It should be noted that although several modules or components of the device for action execution are mentioned in the above detailed description, this division is not mandatory. In fact, according to embodiments of the present disclosure, the features and functions of two or more modules or components described above may be embodied in one module or unit. Conversely, the features and functions of one module or unit described above may be further divided into being embodied by multiple modules or units.


Various component embodiments of the present disclosure may be implemented in hardware, or in software modules running on one or more processors, or in a combination thereof.


In an exemplary embodiment of the present disclosure, an electronic device is further provided, including: a processor; and a memory configured to store instructions executable by the processor. The processor is configured to perform the method described in any one of the exemplary embodiments.



FIG. 16 shows a schematic structural diagram of a computer system used to implement an electronic device according to an embodiment of the present disclosure. It should be noted that the computer system 1600 of the electronic device shown in FIG. 16 is only an example, and should not impose any restrictions on the functions and scope of use of the embodiments of the present disclosure.


As shown in FIG. 16, the computer system 1600 includes a central processing unit 1601 that can perform various appropriate operations and processes according to programs stored in the read-only memory 1602 or loaded from the storage portion 1608 into the random access memory 1603. In the random access memory 1603, various programs and data required for system operation are also stored. The central processing unit 1601, the read-only memory 1602, and the random access memory 1603 are connected to each other through a bus 1604. Input/output interface 1605 is also connected to bus 1604.


The following components are connected to the input/output interface 1605: an input portion 1606 including a keyboard, a mouse, etc.; an output portion 1607 including a cathode ray tube (CRT), a liquid crystal display (LCD), speakers, etc.; a storage portion 1608 including a hard disk, etc.; and a communications portion 1609 including a network interface card such as a local area network (LAN) card, modem, etc. The communication portion 1609 performs communication processing via a network such as the Internet. Driver 1610 is also connected to input/output interface 1605 as needed. Removable media 1611, such as magnetic disks, optical disks, magneto-optical disks, semiconductor memories, etc., are installed on the driver 1610 as needed, so that a computer program read therefrom is installed into the storage portion 1608 as needed.

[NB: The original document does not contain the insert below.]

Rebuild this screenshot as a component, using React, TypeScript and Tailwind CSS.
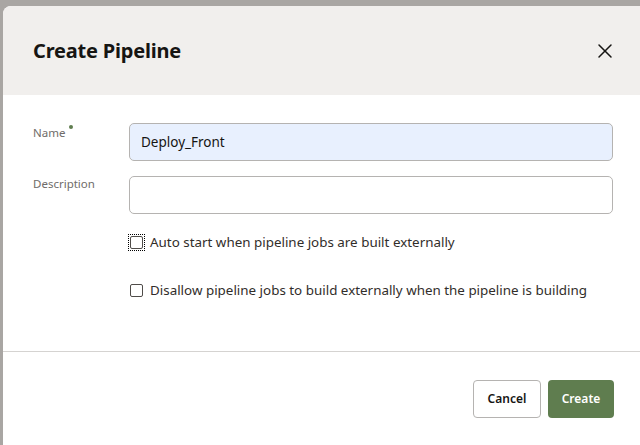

In particular, according to embodiments of the present disclosure, the processes described above with reference to the flowcharts may be implemented as computer software programs. For example, embodiments of the present disclosure include a computer program product including a computer program carried on a computer-readable medium, the computer program containing program codes for performing the method illustrated in the flowchart. In such embodiments, the computer program may be downloaded and installed from the network via communications portion 1609, and/or installed from removable media 1611. When the computer program is executed by the central processor 1601, various functions defined in the device of the present application are executed.


In an exemplary embodiment of the present disclosure, a non-volatile computer-readable storage medium is also provided, on which a computer program is stored. When the computer program is executed by a computer, the computer performs any of the methods described above.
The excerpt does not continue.